Dear Sangha Members,

In my job as an education consultant, I was scheduled to lead a full-day professional development session on a recent Saturday for one of the schools I support. The training started at 8:30, and I showed up an hour early to have some extra time to set up the space we’d be using. When I arrived, I went up to the door to ring the bell and wait for someone to buzz me into the building. The bell chimed a few times, but no voice came on the speaker to ask me who I was, and no one came to the door to let me in. Since I had actually arrived about five minutes earlier than I had planned to, I assumed that the school leaders just hadn’t arrived in the building yet. I waited patiently under an awning while enjoying the rain falling on the newly blooming flowers in the school courtyard. After about five minutes, I rang the bell again. And, again, no answer. I waited five more minutes and repeated the process. And then another five minutes. At this point I was becoming a bit unsettled. I had confirmed days beforehand that someone would be in the building to let me in at 7:30. It was now 7:45. Just as I was wondering whether I should text someone to find out what was going on, a custodian drove through the school parking lot right past me and then backed up and parked nearby. He walked up from his truck, looking confused about me standing there, and asked me, “Isn’t the door unlocked still?” 

“Unlocked?” I asked him, my brain not quite catching up with what he had said. “The door is unlocked?”

“It should be unlocked,” he affirmed. “I came by early to make sure it was ready.” 

After 15 minutes of waiting for someone to answer the bell and buzz me into the building, I grabbed the door handle and pulled. Yes. It opened right up.

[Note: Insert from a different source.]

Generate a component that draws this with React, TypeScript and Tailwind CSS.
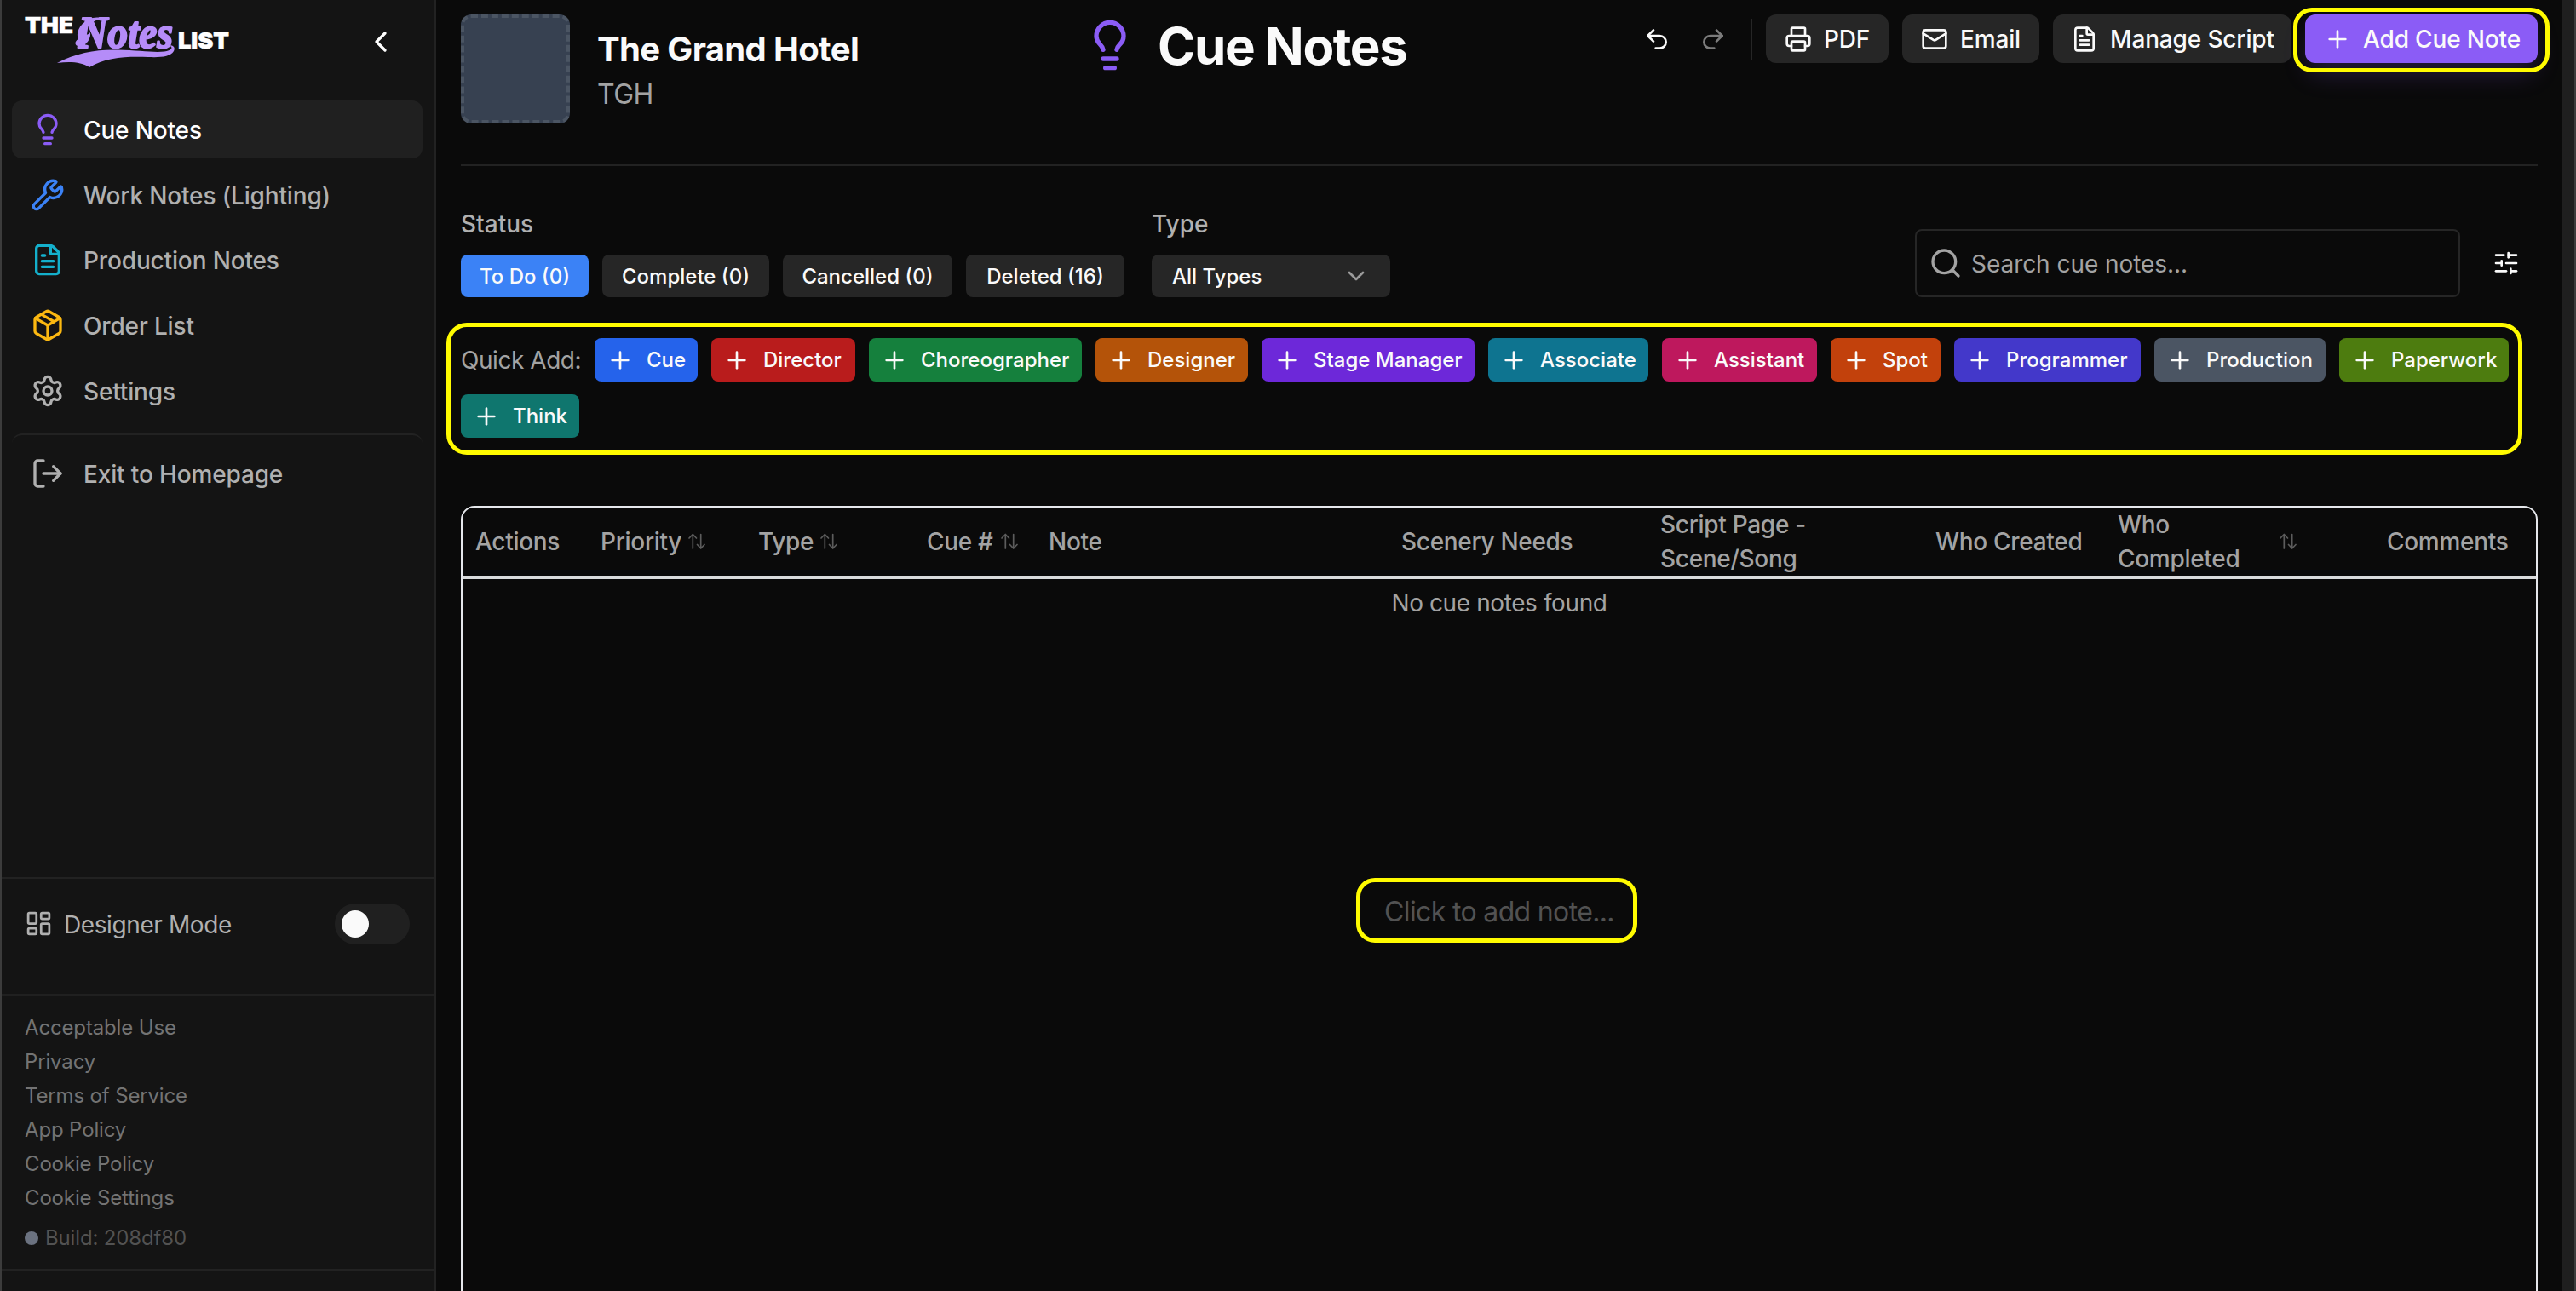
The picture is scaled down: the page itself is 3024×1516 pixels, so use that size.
import React from "react";
import {
  ChevronDown, ChevronLeft, FileText, LayoutDashboard, Lightbulb, LogOut, Mail, Package,
  Plus, Printer, Redo2, Search, Settings, SlidersHorizontal, Undo2, Wrench,
} from "lucide-react";

const nav = [
  { label: "Cue Notes", Icon: Lightbulb, color: "text-[#8b5cf6]", active: true },
  { label: "Work Notes (Lighting)", Icon: Wrench, color: "text-[#3b82f6]" },
  { label: "Production Notes", Icon: FileText, color: "text-[#14b0cc]" },
  { label: "Order List", Icon: Package, color: "text-[#fbb811]" },
  { label: "Settings", Icon: Settings, color: "text-[#b0b0b0]" },
];

const links = [
  "Acceptable Use",
  "Privacy",
  "Terms of Service",
  "App Policy",
  "Cookie Policy",
  "Cookie Settings",
];

const statuses = [
  { label: "To Do (0)", cls: "w-[150px] bg-[#3b82f6]" },
  { label: "Complete (0)", cls: "w-[196px] bg-[#262626]" },
  { label: "Cancelled (0)", cls: "w-[199px] bg-[#262626]" },
  { label: "Deleted (16)", cls: "w-[186px] bg-[#262626]" },
];

const quick = [
  { label: "Cue", cls: "w-[121px] bg-[#2563eb]" },
  { label: "Director", cls: "w-[169px] bg-[#b91c1c]" },
  { label: "Choreographer", cls: "w-[250px] bg-[#15803d]" },
  { label: "Designer", cls: "w-[179px] bg-[#b45309]" },
  { label: "Stage Manager", cls: "w-[250px] bg-[#6d28d9]" },
  { label: "Associate", cls: "w-[188px] bg-[#0e7490]" },
  { label: "Assistant", cls: "w-[182px] bg-[#be185d]" },
  { label: "Spot", cls: "w-[129px] bg-[#c2410c]" },
  { label: "Programmer", cls: "w-[219px] bg-[#4338ca]" },
  { label: "Production", cls: "w-[201px] bg-[#4b5563]" },
  { label: "Paperwork", cls: "w-[199px] bg-[#4d7c0f]" },
  { label: "Think", cls: "w-[139px] bg-[#0f766e]" },
];

function SortIcon() {
  return (
    <svg width="20" height="20" viewBox="0 0 20 20" fill="none" stroke="#5c5c5c" strokeWidth="1.7" strokeLinecap="round" strokeLinejoin="round">
      <path d="M5.300 18V1.500M1 6 5.300 1.500 9.500 6" />
      <path d="M14.700 1.500V18M10.500 13.500l4.200 4.500 4.300-4.500" />
    </svg>
  );
}

function Logo() {
  return (
    <svg width="244" height="68" viewBox="0 0 244 68" className="block overflow-visible">
      <g fill="#ffffff" stroke="#ffffff" strokeWidth="0.6" fontFamily="Inter, sans-serif" fontWeight="900" fontSize="26">
        <text x="1" y="24.500" textLength="57" lengthAdjust="spacingAndGlyphs">THE</text>
        <text x="181" y="43" textLength="60" lengthAdjust="spacingAndGlyphs">LIST</text>
      </g>
      <text x="64" y="42" textLength="111" lengthAdjust="spacingAndGlyphs" fill="#b58cf8" stroke="#b58cf8" strokeWidth="2.2" strokeLinejoin="round" fontFamily="'Liberation Serif', serif" fontStyle="italic" fontWeight="700" fontSize="52">Notes</text>
      <path d="M39 60C62 48 84 44 110 44.500C135 45 152 48 165 46.500C173 45.500 176 42 171 39.500C176 38.500 178 43 176 46C172 53 160 53.500 146 53C122 52 96 53 77 65C68 59 55 58 39 60Z" fill="#b58cf8" />
      <path d="M68 40C60 42 58 35 64 32C61 26 64 15 76 9C82 6 88 6 92 8C80 10 71 18 71 24C71 28 76 27 78 24C79 31 74 38 68 40Z" fill="#b58cf8" />
    </svg>
  );
}

const th = "flex items-center";

export default function App() {
  return (
    <div className="flex h-[1516px] w-[3024px] overflow-hidden bg-[#0a0a0a] font-['Inter','Noto_Sans',sans-serif] text-[28px] leading-[40px] text-[#fafafa]">
      <aside className="flex w-[512px] shrink-0 flex-col border-r-2 border-l-2 border-r-[#222222] border-l-[#3c3c3c] bg-[#141414]">
        <div className="flex h-[118px] items-start justify-between pt-[14px] pr-[43px] pl-[26px]">
          <Logo />
          <ChevronLeft size={40} className="mt-[15px] text-white" />
        </div>
        <nav className="flex flex-col gap-[8.700px] pr-[14px] pl-3 tracking-[-0.15px]">
          {nav.map(({ label, Icon, color, active }) => (
            <div key={label} className={active ? "flex h-[68px] items-center rounded-xl bg-[#202020] pl-[22px] text-white" : "flex h-[68px] items-center rounded-xl pl-[22px] text-[#b0b0b0]"}>
              <Icon size={40} className={color} />
              <span className="ml-[22px] pt-[2px] font-medium">{label}</span>
            </div>
          ))}
          <div className="mt-[8px] flex h-[92px] items-center rounded-xl border-t-2 border-[#222222] pl-[22px] text-[#b0b0b0]">
            <LogOut size={40} />
            <span className="ml-[22px] pt-[1px] font-medium">Exit to Homepage</span>
          </div>
        </nav>
        <div className="mt-auto flex h-[137px] items-start border-t-2 border-[#222222] pt-[29px] pr-[29px] pl-[27px] text-[#b0b0b0]">
          <LayoutDashboard size={33} className="mt-[7px]" />
          <span className="mt-[5px] ml-[13px] tracking-[-0.4px]">Designer Mode</span>
          <div className="ml-auto flex h-12 w-[88px] items-center rounded-full bg-[#202020] pl-2">
            <div className="size-8 rounded-full bg-[#fafafa]" />
          </div>
        </div>
        <div className="h-[323px] border-t-2 border-[#202020] pt-[18px] pl-[27px] text-[24px] tracking-[-0.15px] text-[#737373]">
          {links.map((label) => (
            <div key={label} className="h-10">{label}</div>
          ))}
          <div className="mt-[7px] flex items-center text-[#525252]">
            <div className="mr-[8px] size-4 rounded-full bg-[#6b7280]" />
            Build: 208df80
          </div>
        </div>
        <div className="h-[26px] shrink-0 border-t-2 border-[#222222]" />
      </aside>

      <main className="flex w-[2496px] shrink-0 flex-col pr-[29px] pl-[29px]">
        <header className="flex h-[195px] shrink-0 items-start border-b-2 border-[#222222] pt-[17px]">
          <div className="size-32 rounded-xl border-4 border-dashed border-[#4b5563] bg-[#374151]" />
          <div className="ml-[32px] w-[570px] pt-[17px]">
            <div className="text-[40px] leading-[48px] font-bold tracking-[-0.65px]">The Grand Hotel</div>
            <div className="mt-[5px] text-[32px] leading-[48px] tracking-[-0.5px] text-[#a3a3a3]">TGH</div>
          </div>
          <Lightbulb size={64} className="mt-[4px] text-[#8b5cf6]" />
          <h1 className="ml-[24px] pt-[1px] text-[60px] leading-[72px] font-bold tracking-[-1.4px]">Cue Notes</h1>
          <div className="ml-auto flex h-[57px] items-center font-medium tracking-[-0.15px]">
            <Undo2 size={32} />
            <Redo2 size={32} className="ml-[34px] text-[#7c7c7c]" />
            <div className="ml-[28px] h-12 w-[2px] bg-[#262626]" />
            <div className="ml-4 flex h-[57px] w-[144px] items-center rounded-xl bg-[#262626] pl-[22px]">
              <Printer size={32} /><span className="ml-[14px]">PDF</span>
            </div>
            <div className="ml-4 flex h-[57px] w-[161px] items-center rounded-xl bg-[#262626] pl-[22px]">
              <Mail size={32} /><span className="ml-[14px]">Email</span>
            </div>
            <div className="ml-4 flex h-[57px] w-[280px] items-center rounded-xl bg-[#262626] pl-[21px]">
              <FileText size={32} /><span className="ml-[14px]">Manage Script</span>
            </div>
            <div className="relative ml-4 flex h-[57px] w-[273px] items-center rounded-xl bg-[#8b5cf6] pl-[22px] shadow-[0_16px_30px_-4px_rgba(139,92,246,0.22)]">
              <Plus size={32} /><span className="ml-[14px]">Add Cue Note</span>
              <div className="absolute -inset-x-[14px] -top-[8px] -bottom-[11px] rounded-[22px] border-[5px] border-[#fffb00]" />
            </div>
          </div>
        </header>

        <section className="flex h-[184px] shrink-0 items-start text-[24px] font-medium">
          <div className="pt-[48px]">
            <div className="text-[28px] text-[#b0b0b0]">Status</div>
            <div className="mt-4 flex gap-4">
              {statuses.map((s) => (
                <div key={s.label} className={"flex h-[50px] items-center justify-center rounded-lg pt-[1px] " + s.cls}>{s.label}</div>
              ))}
            </div>
          </div>
          <div className="ml-8 pt-[48px]">
            <div className="text-[28px] text-[#b0b0b0]">Type</div>
            <div className="mt-4 flex h-[50px] w-[280px] items-center justify-between rounded-lg bg-[#262626] pr-6 pl-6">
              <span className="pt-[1px]">All Types</span>
              <ChevronDown size={32} className="text-[#9a9a9a]" />
            </div>
          </div>
          <div className="mt-[74px] ml-auto flex h-[80px] w-[640px] items-center rounded-lg border-2 border-[#262626] pl-[14px] text-[28px] font-normal text-[#a3a3a3]">
            <Search size={40} />
            <span className="ml-[10px] pt-[2px] tracking-[-0.05px]">Search cue notes...</span>
          </div>
          <SlidersHorizontal size={32} className="mt-[98px] mr-[21px] ml-[38px]" />
        </section>

        <section className="-ml-[17px] flex h-[155px] w-[2437px] shrink-0 flex-wrap content-start gap-x-4 gap-y-[15px] rounded-[24px] border-[5px] border-[#fffb00] pt-[13px] pl-3 text-[24px] font-medium">
          <div className="flex h-[51px] w-[141px] items-center text-[28px] font-normal tracking-[-0.45px] whitespace-nowrap text-[#a3a3a3]">Quick Add:</div>
          {quick.map((q) => (
            <div key={q.label} className={"flex h-[51px] items-center rounded-lg pl-[14px] whitespace-nowrap " + q.cls}>
              <Plus size={32} className="shrink-0" />
              <span className="ml-[15px]">{q.label}</span>
            </div>
          ))}
        </section>

        <section className="mt-[60px] flex h-[940px] shrink-0 flex-col rounded-2xl border-2 border-[#e5e7eb]">
          <div className="flex h-[84px] shrink-0 items-center border-b-4 border-[#d9dbdc] pl-[15px] font-medium tracking-[-0.3px] whitespace-nowrap text-[#a3a3a3]">
            <div className={th + " w-[147px]"}>Actions</div>
            <div className={th + " w-[185px] gap-[8px]"}>Priority <SortIcon /></div>
            <div className={th + " w-[198px] gap-[8px]"}>Type <SortIcon /></div>
            <div className={th + " w-[143px] gap-[9px]"}>Cue # <SortIcon /></div>
            <div className={th + " w-[414px]"}>Note</div>
            <div className={th + " w-[304px]"}>Scenery Needs</div>
            <div className={th + " w-[323px]"}>Script Page -<br />Scene/Song</div>
            <div className={th + " w-[214px]"}>Who Created</div>
            <div className={th + " w-[190px]"}>Who<br />Completed</div>
            <div className={th + " w-[126px]"}><SortIcon /></div>
            <div className={th}>Comments</div>
          </div>
          <div className="pt-[8px] text-center tracking-[-0.4px] text-[#a3a3a3]">No cue notes found</div>
          <div className="mt-[303px] ml-[1049px] flex h-[76px] w-[330px] items-center justify-center rounded-[22px] border-[5px] border-[#fffb00] pt-[3px] pl-[6px] text-[32px] tracking-[-0.65px] text-[#525252]">
            Click to add note...
          </div>
        </section>
      </main>
      <div className="w-4 shrink-0 border-r-2 border-[#3c3c3c] bg-[#1f1f1f]" />
    </div>
  );
}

With increased security measures over the past several years, school buildings have been keeping all of their doors locked at all times. When arriving at a school, it is standard procedure to ring a bell, announce your name while the school staff looks at you through the camera, and then wait to be buzzed into the building. Because this has been such a standard procedure, I have built the habit of always ringing the bell first. I never try just pulling on a door any more. It’s always locked. Or, at least that’s what my conditioning has shaped me to believe. 

On that Saturday morning, once I recognized this particular door was unlocked, and had, in fact, been unlocked all along, I had quite a laugh. It was only my wrong perception that had kept me waiting outside of a door that I could have opened and walked right through.

I believe my story can be seen as a parable about the nature of reality. It is easy to mistake relative truth, the truth that is my version of reality, created by the causes and conditions that have given rise to the version of me existing in a particular moment, for the only truth. We can think of the school custodian in my story as the enlightened teacher who managed to wake me up to the fact that my relative truth was not the only version of reality.

All of us have various ways we have been conditioned to experience the world that seem absolutely true for us but are actually relative. Buddhist practice can help us move beyond those stories, to catch a glimpse of a version of reality that is outside of our conditioning. Meditation practice can help us stay grounded when small pieces of our version of reality start to unravel. Meditation helps us sustain equanimity in the midst of that discomfort. Through our regular practice we can develop the insight to be able to open all sorts of doors that seem to be locked. Doors that are actually just waiting for us to walk through them.